Kasztelan takes a similarly dualistic approach to death, delving further into the power of decoration to both disguise and call attention to. In the series “Candyland,” a trio of seemingly sugarcoated coffins (2017) are lined in velvet and frosted in rhinestones, shifting morbid associations by emphasizing shape and color. Through Kasztelan’s handiwork, the miniature coffins become approachable and strangely delightful, adjusting meaning through their recontextualization as decadent art objects.

Another collection, “Skulls,” folds death even further into Kasztelan’s kaleidoscopic world. Following a personal history of in-the-kitchen amateur taxidermy, Kasztelan transforms twelve animal skulls (2012 – 2017)—collected and then left in the forest to be picked clean by bugs—into fantastical creatures that bare shiny gold teeth. Though all brightly colored, each is distinctive; one displays a unicorn-style horn made from an upside-down plastic ice cream cone, while another is topped with a lace heart as large as the skull itself. The fact that these are skulls is apparent. The fact that they are real bones, or to what animal they may have once belonged, is indiscernible. The bones, though unidentifiable as belonging to specific species, are intricately painted, beaded, and otherwise adorned. The embellishments are not a distraction from the morbid nature of these objects, but instead a commemorative practice. The skulls were exhibited in celebration of Dia de los Muertos, staged as part of an ofrenda entitled Sw33ttooth (2013) and wrapped in silky pink bows and fake flowers. The ofrenda situates the project as, above all, a memorialization. Through their careful treatment by Kasztelan and their public display, the animals are, above all, remembered.
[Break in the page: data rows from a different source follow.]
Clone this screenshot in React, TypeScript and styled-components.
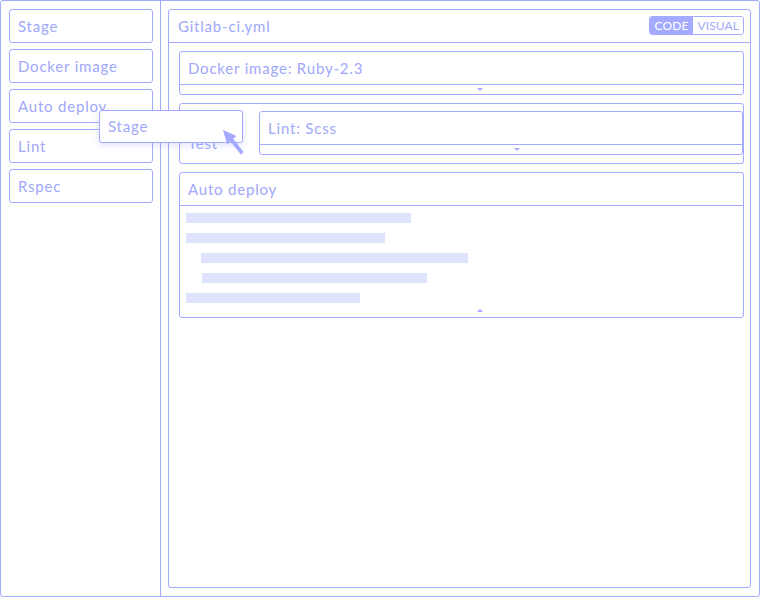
import React from "react";
import styled, { createGlobalStyle } from "styled-components";

const LINE = "#a3aaff";
const TEXT = "#a0a8fb";
const BAR = "#e0e3fd";

const Global = createGlobalStyle`
  html, body { margin: 0; padding: 0; background: #fff; }
  body { font-family: Lato, "Open Sans", sans-serif; }
  * { box-sizing: border-box; }
`;

const Frame = styled.div`
  position: relative;
  width: 760px;
  height: 597px;
  border: 1px solid ${LINE};
  border-radius: 3px;
  display: flex;
  background: #fff;
  overflow: hidden;
`;

const Sidebar = styled.aside`
  width: 160px;
  flex: none;
  border-right: 1px solid ${LINE};
  padding: 8px 0 0 8px;
  display: flex;
  flex-direction: column;
  gap: 6px;
`;

const Tile = styled.div`
  width: 144px;
  height: 34px;
  border: 1px solid ${LINE};
  border-radius: 3px;
  padding: 0 0 1px 8px;
  display: flex;
  align-items: center;
  font-size: 15px;
  letter-spacing: 0.8px;
  color: ${TEXT};
  background: #fff;
  white-space: nowrap;
  overflow: hidden;
`;

const Ghost = styled(Tile)`
  position: absolute;
  left: 98px;
  top: 109px;
  height: 33px;
  box-shadow: 0 2px 6px rgba(140, 150, 255, 0.28);
  z-index: 2;
`;

const Cursor = styled.svg`
  position: absolute;
  left: 220px;
  top: 127px;
  z-index: 3;
`;

const Main = styled.main`
  flex: 1;
  padding: 8px 8px 8px 7px;
  display: flex;
`;

const Panel = styled.section`
  flex: 1;
  border: 1px solid ${LINE};
  border-radius: 3px;
  display: flex;
  flex-direction: column;
`;

const PanelHeader = styled.header`
  height: 33px;
  border-bottom: 1px solid ${LINE};
  padding: 0 6px 1px 9px;
  display: flex;
  align-items: center;
  justify-content: space-between;
  font-size: 15px;
  letter-spacing: 0.8px;
  color: ${TEXT};
`;

const Toggle = styled.div`
  display: flex;
  height: 19px;
  border: 1px solid ${LINE};
  border-radius: 3px;
  overflow: hidden;
  letter-spacing: 0.1px;
`;

const ToggleOption = styled.span<{ $active?: boolean }>`
  display: flex;
  align-items: center;
  padding: 0 ${(p) => (p.$active ? "5px" : "4px")};
  font-size: 12px;
  background: ${(p) => (p.$active ? LINE : "#fff")};
  color: ${(p) => (p.$active ? "#fff" : TEXT)};
`;

const Body = styled.div`
  padding: 8px 6px 0 10px;
  display: flex;
  flex-direction: column;
  gap: 8px;
`;

const Card = styled.div`
  border: 1px solid ${LINE};
  border-radius: 3px;
  display: flex;
  flex-direction: column;
  background: #fff;
`;

const CardHeader = styled.div`
  height: 33px;
  border-bottom: 1px solid ${LINE};
  padding: 0 0 1px 8px;
  display: flex;
  align-items: center;
  font-size: 15px;
  letter-spacing: 0.8px;
  color: ${TEXT};
  white-space: nowrap;
`;

const Strip = styled.div<{ $up?: boolean }>`
  height: ${(p) => (p.$up ? "14px" : "9px")};
  padding-left: 52.8%;
  display: flex;
  align-items: ${(p) => (p.$up ? "flex-end" : "center")};
  padding-bottom: ${(p) => (p.$up ? "5px" : "0")};
`;

const Arrow = styled.span<{ $up?: boolean }>`
  width: 0;
  height: 0;
  border-left: 3px solid transparent;
  border-right: 3px solid transparent;
  ${(p) =>
    p.$up
      ? `border-bottom: 3px solid ${LINE};`
      : `border-top: 3px solid ${LINE};`}
`;

const StageCard = styled(Card)`
  flex-direction: row;
  align-items: flex-start;
  padding: 7px 0 8px 0;
`;

const StageLabel = styled.div`
  width: 79px;
  flex: none;
  padding: 2px 8px 0 8px;
  font-size: 15px;
  line-height: 20px;
  letter-spacing: 0.8px;
  color: ${TEXT};
`;

const JobCard = styled(Card)`
  flex: 1;
`;

const Code = styled.div`
  padding: 7px 6px 0 6px;
  display: flex;
  flex-direction: column;
  gap: 10px;
`;

const CodeBar = styled.div<{ $indent?: number }>`
  height: 10px;
  margin-left: ${(p) => p.$indent ?? 0}px;
  background: ${BAR};
`;

const bars = [
  { w: 225, i: 0 },
  { w: 199, i: 0 },
  { w: 267, i: 15 },
  { w: 225, i: 16 },
  { w: 174, i: 0 },
];

export default function App() {
  return (
    <>
      <Global />
      <Frame>
        <Sidebar>
          <Tile>Stage</Tile>
          <Tile>Docker image</Tile>
          <Tile>Auto deploy</Tile>
          <Tile>Lint</Tile>
          <Tile>Rspec</Tile>
        </Sidebar>
        <Main>
          <Panel>
            <PanelHeader>
              <span>Gitlab-ci.yml</span>
              <Toggle>
                <ToggleOption $active>CODE</ToggleOption>
                <ToggleOption>VISUAL</ToggleOption>
              </Toggle>
            </PanelHeader>
            <Body>
              <Card>
                <CardHeader>Docker image: Ruby-2.3</CardHeader>
                <Strip>
                  <Arrow />
                </Strip>
              </Card>
              <StageCard>
                <StageLabel>Stage: Test</StageLabel>
                <JobCard>
                  <CardHeader>Lint: Scss</CardHeader>
                  <Strip>
                    <Arrow />
                  </Strip>
                </JobCard>
              </StageCard>
              <Card>
                <CardHeader>Auto deploy</CardHeader>
                <Code>
                  {bars.map((b, k) => (
                    <CodeBar key={k} $indent={b.i} style={{ width: b.w }} />
                  ))}
                </Code>
                <Strip $up>
                  <Arrow $up />
                </Strip>
              </Card>
            </Body>
          </Panel>
        </Main>
        <Ghost>Stage</Ghost>
        <Cursor width="28" height="32" viewBox="0 0 28 32">
          <polygon
            points="2,2 15.5,8 12.2,10.8 22.6,24 19.8,26.4 9.4,13.4 6.2,16.6"
            fill={LINE}
          />
        </Cursor>
      </Frame>
    </>
  );
}
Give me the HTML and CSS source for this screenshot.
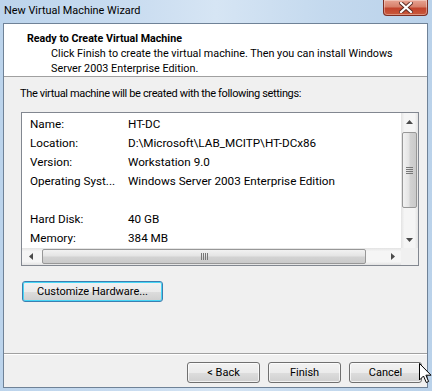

Memory figures heavily in Kasztelan’s art, not only through the aforementioned themes of death and adolescent nostalgia, but also through her steady use of secondhand objects. By overloading canvases with discarded items, Kasztelan criticizes capitalist overproduction and disposability while also acknowledging her own fixation with collecting. This theme is expanded upon in a set of purses (2017 – present) sewn from gathered scraps of fabric and, yet again, forgotten toys picked from donation bins. The Golden Rabbit (2017), a yellow lace-trimmed purse topped with a three-eyed, golden-eared rabbit, opens up a line of questioning that breathes history into the unlikely animal. In Kasztelan’s words, offered in an interview: “Where did this come from? Who used to love this? Who could love it now?”